Hi, I got the same issue. Did you manage to resolve this?
Hi, I got the same issue. What kind of GPU are you using?
For me, it was the V100 @paperman-anne running DPO training. How about you?
have you solved yet?
I got the same issue. have you solved yet?
I got the same issue. have you solved yet?
你好解决了吗?
probably max_length is too small, GT will be truncated?
probably max_length is too small, GT will be truncated?

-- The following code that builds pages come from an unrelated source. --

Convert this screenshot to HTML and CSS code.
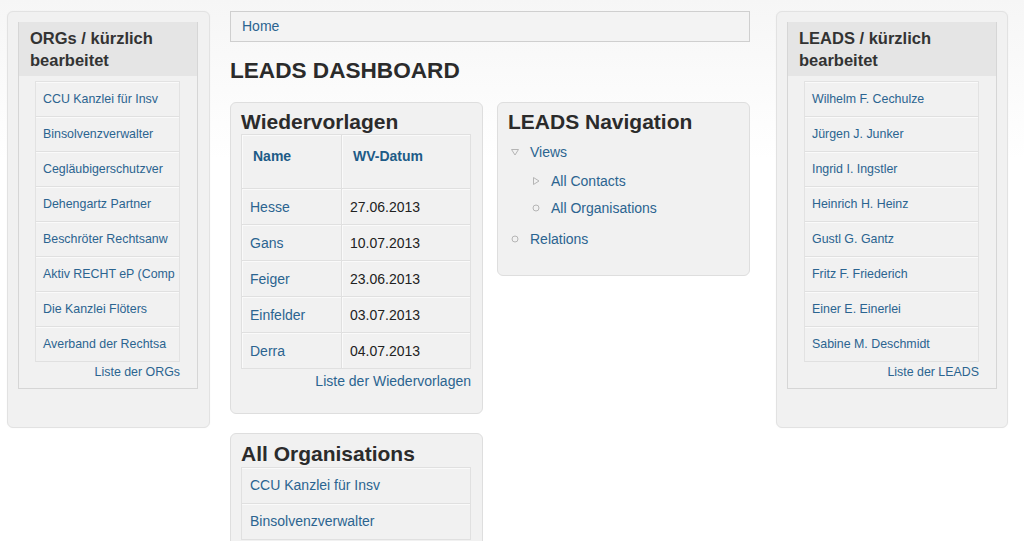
FILE: index.html
```html
<!DOCTYPE html>
<html lang="de">
<head>
<meta charset="utf-8">
<title>LEADS DASHBOARD</title>
<link rel="stylesheet" href="styles.css">
</head>
<body>
<div class="page">
  <aside class="side side-left">
    <div class="side-panel">
      <h2 class="side-title">ORGs / kürzlich bearbeitet</h2>
      <ul class="side-list">
        <li><a href="#">CCU Kanzlei für Insv</a></li>
        <li><a href="#">Binsolvenzverwalter</a></li>
        <li><a href="#">Cegläubigerschutzver</a></li>
        <li><a href="#">Dehengartz Partner</a></li>
        <li><a href="#">Beschröter Rechtsanw</a></li>
        <li><a href="#">Aktiv RECHT eP (Comp</a></li>
        <li><a href="#">Die Kanzlei Flöters</a></li>
        <li><a href="#">Averband der Rechtsa</a></li>
      </ul>
      <div class="side-more"><a href="#">Liste der ORGs</a></div>
    </div>
  </aside>

  <main class="main">
    <div class="breadcrumb"><a href="#">Home</a></div>
    <h1 class="page-title">LEADS DASHBOARD</h1>
    <div class="grid">
      <section class="box">
        <h2 class="box-title">Wiedervorlagen</h2>
        <table class="wv">
          <thead>
            <tr><th class="c1">Name</th><th class="c2">WV-Datum</th></tr>
          </thead>
          <tbody>
            <tr><td><a href="#">Hesse</a></td><td>27.06.2013</td></tr>
            <tr><td><a href="#">Gans</a></td><td>10.07.2013</td></tr>
            <tr><td><a href="#">Feiger</a></td><td>23.06.2013</td></tr>
            <tr><td><a href="#">Einfelder</a></td><td>03.07.2013</td></tr>
            <tr><td><a href="#">Derra</a></td><td>04.07.2013</td></tr>
          </tbody>
        </table>
        <div class="box-more"><a href="#">Liste der Wiedervorlagen</a></div>
      </section>

      <section class="box box-nav">
        <h2 class="box-title">LEADS Navigation</h2>
        <ul class="tree">
          <li class="tree-item">
            <span class="tree-row">
              <svg class="ico" viewBox="0 0 10 10" width="10" height="10"><path d="M1.5 2.5 H8.5 L5 8 Z" fill="none" stroke="#b5b5b5" stroke-width="1"/></svg>
              <a href="#">Views</a>
            </span>
            <ul class="tree sub">
              <li class="tree-item">
                <span class="tree-row">
                  <svg class="ico" viewBox="0 0 10 10" width="10" height="10"><path d="M2.5 1.5 V8.5 L8 5 Z" fill="none" stroke="#b5b5b5" stroke-width="1"/></svg>
                  <a href="#">All Contacts</a>
                </span>
              </li>
              <li class="tree-item">
                <span class="tree-row">
                  <svg class="ico" viewBox="0 0 10 10" width="10" height="10"><circle cx="5" cy="5" r="3" fill="none" stroke="#b5b5b5" stroke-width="1"/></svg>
                  <a href="#">All Organisations</a>
                </span>
              </li>
            </ul>
          </li>
          <li class="tree-item last">
            <span class="tree-row">
              <svg class="ico" viewBox="0 0 10 10" width="10" height="10"><circle cx="5" cy="5" r="3" fill="none" stroke="#b5b5b5" stroke-width="1"/></svg>
              <a href="#">Relations</a>
            </span>
          </li>
        </ul>
      </section>

      <section class="box box-orgs">
        <h2 class="box-title">All Organisations</h2>
        <ul class="org-list">
          <li><a href="#">CCU Kanzlei für Insv</a></li>
          <li><a href="#">Binsolvenzverwalter</a></li>
        </ul>
      </section>
    </div>
  </main>

  <aside class="side side-right">
    <div class="side-panel">
      <h2 class="side-title">LEADS / kürzlich bearbeitet</h2>
      <ul class="side-list">
        <li><a href="#">Wilhelm F. Cechulze</a></li>
        <li><a href="#">Jürgen J. Junker</a></li>
        <li><a href="#">Ingrid I. Ingstler</a></li>
        <li><a href="#">Heinrich H. Heinz</a></li>
        <li><a href="#">Gustl G. Gantz</a></li>
        <li><a href="#">Fritz F. Friederich</a></li>
        <li><a href="#">Einer E. Einerlei</a></li>
        <li><a href="#">Sabine M. Deschmidt</a></li>
      </ul>
      <div class="side-more"><a href="#">Liste der LEADS</a></div>
    </div>
  </aside>
</div>
</body>
</html>
```

FILE: styles.css
```css
* { box-sizing: border-box; }

html, body {
  margin: 0;
  padding: 0;
}

body {
  font-family: "Liberation Sans", Arial, sans-serif;
  color: #333;
  background: linear-gradient(180deg, #f6f6f6 0, #ffffff 160px);
  height: 541px;
  overflow: hidden;
}

a {
  color: #2b6490;
  text-decoration: none;
}

ul {
  list-style: none;
  margin: 0;
  padding: 0;
}

.page {
  display: flex;
  align-items: flex-start;
  padding: 11px 0 0 7px;
}

/* ---------- sidebars ---------- */
.side {
  background: #f1f1f1;
  border: 1px solid #e2e2e2;
  border-radius: 6px;
  padding: 10px 11px 38px 10px;
  box-shadow: 0 0 2px rgba(0,0,0,0.04);
}

.side-left { width: 203px; }

.side-right {
  width: 232px;
  margin-left: 26px;
  padding-right: 10px;
}

.side-panel {
  border: 1px solid #d6d6d6;
  border-top: none;
  background: #f1f1f1;
  padding-bottom: 7px;
}

.side-title {
  margin: 0;
  background: #e5e5e5;
  font-size: 16.5px;
  line-height: 22px;
  font-weight: bold;
  color: #333;
  padding: 5px 10px 5px 11px;
}

.side-list {
  margin: 5px 17px 0 16px;
  border-top: 1px solid #e2e2e2;
}

.side-list li {
  height: 35px;
  line-height: 34px;
  font-size: 12.4px;
  padding-left: 7px;
  border-left: 1px solid #e2e2e2;
  border-right: 1px solid #e2e2e2;
  border-bottom: 1px solid #e0e0e0;
  box-shadow: inset 0 1px 0 #fafafa;
  background: #f1f1f1;
  white-space: nowrap;
  overflow: hidden;
}

.side-more {
  text-align: right;
  margin: 1px 17px 0 16px;
  font-size: 12.4px;
  line-height: 18px;
}

/* ---------- main ---------- */
.main {
  width: 520px;
  margin-left: 20px;
}

.breadcrumb {
  height: 31px;
  line-height: 29px;
  background: #f3f3f3;
  border: 1px solid #cfcfcf;
  padding-left: 11px;
  font-size: 14px;
}

.page-title {
  margin: 16px 0 18px;
  font-size: 22.6px;
  line-height: 26px;
  font-weight: bold;
  color: #2b2b2b;
}

.grid {
  display: grid;
  grid-template-columns: 253px 253px;
  column-gap: 14px;
  row-gap: 19px;
  align-items: start;
}

.box {
  background: #f1f1f1;
  border: 1px solid #dedede;
  border-radius: 6px;
  padding: 6px 11px 23px 10px;
}

.box-title {
  margin: 0;
  font-size: 21px;
  line-height: 25px;
  font-weight: bold;
  color: #2b2b2b;
}

/* table */
.wv {
  width: 230px;
  border-collapse: collapse;
  font-size: 14px;
  margin-top: 0;
}

.wv th,
.wv td {
  border: 1px solid #e0e0e0;
  box-shadow: inset 1px 1px 0 #fafafa;
  text-align: left;
}

.wv th {
  height: 54px;
  vertical-align: top;
  padding: 13px 0 0 11px;
  line-height: 16px;
  color: #1d5b87;
  font-weight: bold;
}

.wv th.c1 { width: 100px; }

.wv td {
  height: 36px;
  padding: 0 0 0 8px;
  line-height: 16px;
  color: #222;
}

.box-more {
  text-align: right;
  font-size: 14px;
  line-height: 18px;
  margin-top: 3px;
}

/* navigation tree */
.box-nav {
  padding-bottom: 24px;
}

.tree {
  font-size: 14px;
  margin-top: 6px;
}

.tree.sub {
  margin: 5px 0 0 21px;
}

.tree-row {
  display: flex;
  align-items: center;
  height: 24px;
  line-height: 24px;
}

.tree-item { margin-bottom: 3px; }
.tree.sub .tree-item { margin-bottom: 3px; }
.tree-item.last { margin-top: 7px; margin-bottom: 0; }

.ico {
  flex: none;
  margin: 0 10px 0 2px;
}

/* all organisations list */
.box-orgs {
  padding-top: 7px;
  padding-bottom: 40px;
}

.org-list {
  width: 230px;
  margin-top: 1px;
  border-top: 1px solid #e0e0e0;
}

.org-list li {
  height: 36px;
  line-height: 35px;
  font-size: 14px;
  padding-left: 8px;
  border-left: 1px solid #e0e0e0;
  border-right: 1px solid #e0e0e0;
  border-bottom: 1px solid #e0e0e0;
  box-shadow: inset 0 1px 0 #fafafa;
}
```
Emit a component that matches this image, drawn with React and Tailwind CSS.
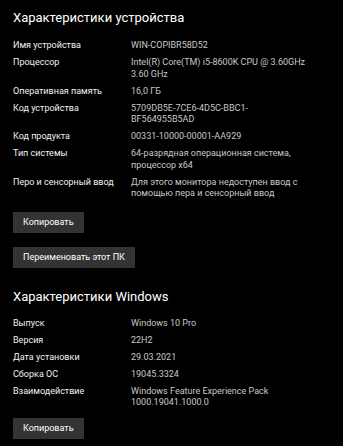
import React from "react";

const device = [
    ["Имя устройства", ["WIN-COPIBR58D52"]],
    ["Процессор", ["Intel(R) Core(TM) i5-8600K CPU @ 3.60GHz", "3.60 GHz"]],
    ["Оперативная память", ["16,0 ГБ"]],
    ["Код устройства", ["5709DB5E-7CE6-4D5C-BBC1-", "BF564955B5AD"]],
    ["Код продукта", ["00331-10000-00001-AA929"]],
    ["Тип системы", ["64-разрядная операционная система,", "процессор x64"]],
    ["Перо и сенсорный ввод", ["Для этого монитора недоступен ввод с", "помощью пера и сенсорный ввод"]],
];

const windows = [
    ["Выпуск", ["Windows 10 Pro"]],
    ["Версия", ["22H2"]],
    ["Дата установки", ["29.03.2021"]],
    ["Сборка ОС", ["19045.3324"]],
    ["Взаимодействие", ["Windows Feature Experience Pack", "1000.19041.1000.0"]],
];

export default function App() {
    return (
        <div
            className="w-[343px] h-[446px] bg-black text-white px-[13px] pt-[8px] overflow-hidden"
            style={{ fontFamily: 'Roboto, "Noto Sans", sans-serif' }}
        >
            {/* DEVICE */}
            <h2 className="text-[13px] leading-[20px] text-white">Характеристики устройства</h2>
            <Specs rows={device} className="mt-[12px]" />
            <Button className="mt-[12px]">Копировать</Button>
            <Button className="mt-[14px]">Переименовать этот ПК</Button>

            {/* WINDOWS */}
            <h2 className="mt-[19px] text-[13px] leading-[20px] text-white">Характеристики Windows</h2>
            <Specs rows={windows} className="mt-[11px]" />
            <Button className="mt-[9px]">Копировать</Button>
        </div>
    );
}

function Specs({ rows, className }) {
    return (
        <div className={`grid grid-cols-[118px_1fr] gap-y-[5.5px] text-[9px] leading-[11.5px] ${className}`}>
            {rows.map(([label, lines]) => (
                <React.Fragment key={label}>
                    <div className="text-[#f2f2f2] whitespace-nowrap">{label}</div>
                    <div className="text-[#c8c8c8]">
                        {lines.map((l) => (
                            <div key={l} className="whitespace-nowrap">{l}</div>
                        ))}
                    </div>
                </React.Fragment>
            ))}
        </div>
    );
}

function Button({ children, className }) {
    return (
        <div className={`flex ${className}`}>
            <button className="h-[21px] px-[10px] bg-[#333333] text-white text-[9px] leading-[12px]">
                {children}
            </button>
        </div>
    );
}
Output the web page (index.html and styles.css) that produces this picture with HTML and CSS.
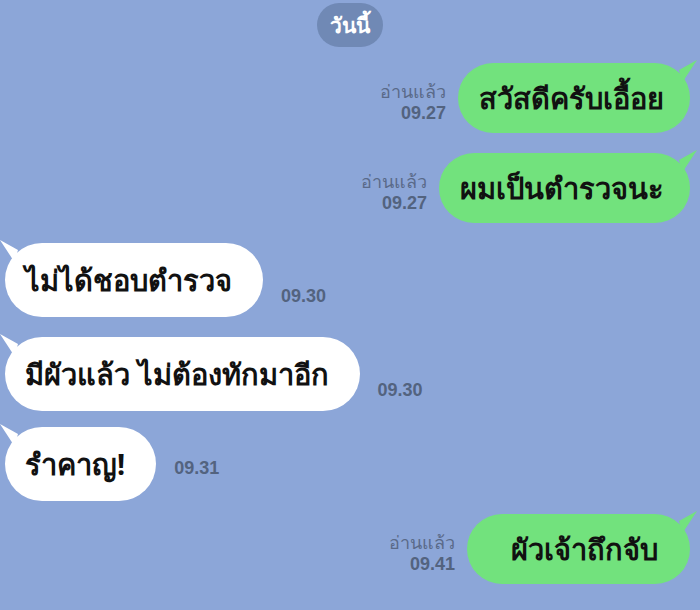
FILE: index.html
```html
<!DOCTYPE html>
<html>
<head>
    <meta charset="UTF-8">
    <meta name="viewport" content="width=device-width, initial-scale=1.0">
    <title>LINE Chat</title>
    <link rel="stylesheet" href="styles.css">
</head>
<body>
    <div class="chat">
        <div class="date">
            <span class="date-pill">วันนี้</span>
        </div>

        <div class="row row-out">
            <div class="meta">
                <span>อ่านแล้ว</span>
                <span class="time">09.27</span>
            </div>
            <div class="bubble bubble-out">สวัสดีครับเอื้อย</div>
        </div>

        <div class="row row-out">
            <div class="meta">
                <span>อ่านแล้ว</span>
                <span class="time">09.27</span>
            </div>
            <div class="bubble bubble-out">ผมเป็นตำรวจนะ</div>
        </div>

        <div class="row row-in">
            <div class="bubble bubble-in">ไม่ได้ชอบตำรวจ</div>
            <span class="time">09.30</span>
        </div>

        <div class="row row-in">
            <div class="bubble bubble-in">มีผัวแล้ว ไม่ต้องทักมาอีก</div>
            <span class="time">09.30</span>
        </div>

        <div class="row row-in row-short">
            <div class="bubble bubble-in">รำคาญ!</div>
            <span class="time">09.31</span>
        </div>

        <div class="row row-out row-last">
            <div class="meta">
                <span>อ่านแล้ว</span>
                <span class="time">09.41</span>
            </div>
            <div class="bubble bubble-out bubble-wide">ผัวเจ้าถึกจับ</div>
        </div>
    </div>
</body>
</html>
```

FILE: styles.css
```css
body {
    margin: 0;
    background-color: #8ca6d8;
    font-family: "Noto Sans", "DejaVu Sans", sans-serif;
    color: #111;
}
.chat {
    display: flex;
    flex-direction: column;
    gap: 20px;
    padding: 3px 10px 0 5px;
    height: 610px;
    box-sizing: border-box;
    overflow: hidden;
}
.date {
    display: flex;
    justify-content: center;
    margin-bottom: -4px;
    padding-left: 5px;
}
.date-pill {
    background-color: #7089b5;
    color: #fff;
    font-size: 21px;
    font-weight: bold;
    height: 44px;
    line-height: 44px;
    padding: 0 13px;
    border-radius: 22px;
}
.row {
    display: flex;
    align-items: flex-end;
}
.row-out {
    justify-content: flex-end;
}
.row-in {
    justify-content: flex-start;
}
.row-short {
    margin-top: -4px;
}
.row-last {
    margin-top: -7px;
}
.meta {
    display: flex;
    flex-direction: column;
    align-items: flex-end;
    margin: 0 12px 9px 0;
    font-size: 18px;
    color: #5a6a89;
    line-height: 22px;
}
.time {
    font-family: "Liberation Sans", Arial, sans-serif;
    font-weight: bold;
    font-size: 18px;
    color: #53637f;
}
.row-in .time {
    margin: 0 0 10px 18px;
}
.row-short .time {
    margin-bottom: 22px;
}
.bubble {
    position: relative;
    height: 70px;
    line-height: 70px;
    border-radius: 35px;
    padding: 0 26px 0 21px;
    font-size: 29px;
    font-weight: bold;
    white-space: nowrap;
}
.bubble-out {
    background-color: #72e27d;
}
.bubble-wide {
    padding: 0 32px 0 44px;
}
.bubble-in {
    background-color: #fff;
    height: 74px;
    line-height: 74px;
    border-radius: 37px;
    padding: 0 31px 0 20px;
}
.bubble::after {
    content: "";
    position: absolute;
    top: -3px;
    width: 18px;
    height: 22px;
    background-color: inherit;
}
.bubble-out::after {
    right: -7px;
    clip-path: polygon(100% 0, 20% 100%, 0 45%);
}
.bubble-in::after {
    left: -5px;
    clip-path: polygon(0 0, 100% 45%, 80% 100%);
}
```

my max_length is 512. But when i use lora , i find that appears /root/lanyun-tmp/env/llava_next/lib/python3.10/site-packages/torch/utils/checkpoint.py:61: UserWarning: None of the inputs have requires_grad=True. Gradients will be None warnings.warn( 0%| | 0/28479 [00:00<?, ?it/s]/root/lanyun-tmp/env/llava_next/lib/python3.10/site-packages/torch/utils/checkpoint.py:429: UserWarning: torch.utils.checkpoint: please pass in use_reentrant=True or use_reentrant=False explicitly. The default value of use_reentrant will be updated to be False in the future. To maintain current behavior, pass use_reentrant=True. It is recommended that you use use_reentrant=False. Refer to docs for more details on the differences between the two variants. warnings.warn( /root/lanyun-tmp/env/llava_next/lib/python3.10/site-packages/torch/utils/checkpoint.py:61: UserWarning: None of the inputs have requires_grad=True. Gradients will be None warnings.warn( /root/lanyun-tmp/env/llava_next/lib/python3.10/site-packages/torch/utils/checkpoint.py:429: UserWarning: torch.utils.checkpoint: please pass in use_reentrant=True or use_reentrant=False explicitly. The default value of use_reentrant will be updated to be False in the future. To maintain current behavior, pass use_reentrant=True. It is recommended that you use use_reentrant=False. Refer to docs for more details on the differences between the two variants.
probably max_length is too small, GT will be truncated?
Bro, you are right. When I delete the
--model_max_length 32768 \
Needs to be set for any SigLIP run or else the loss is constant and grad_norm is 0.0
for any fine-tuning run, not just with LORA finetuning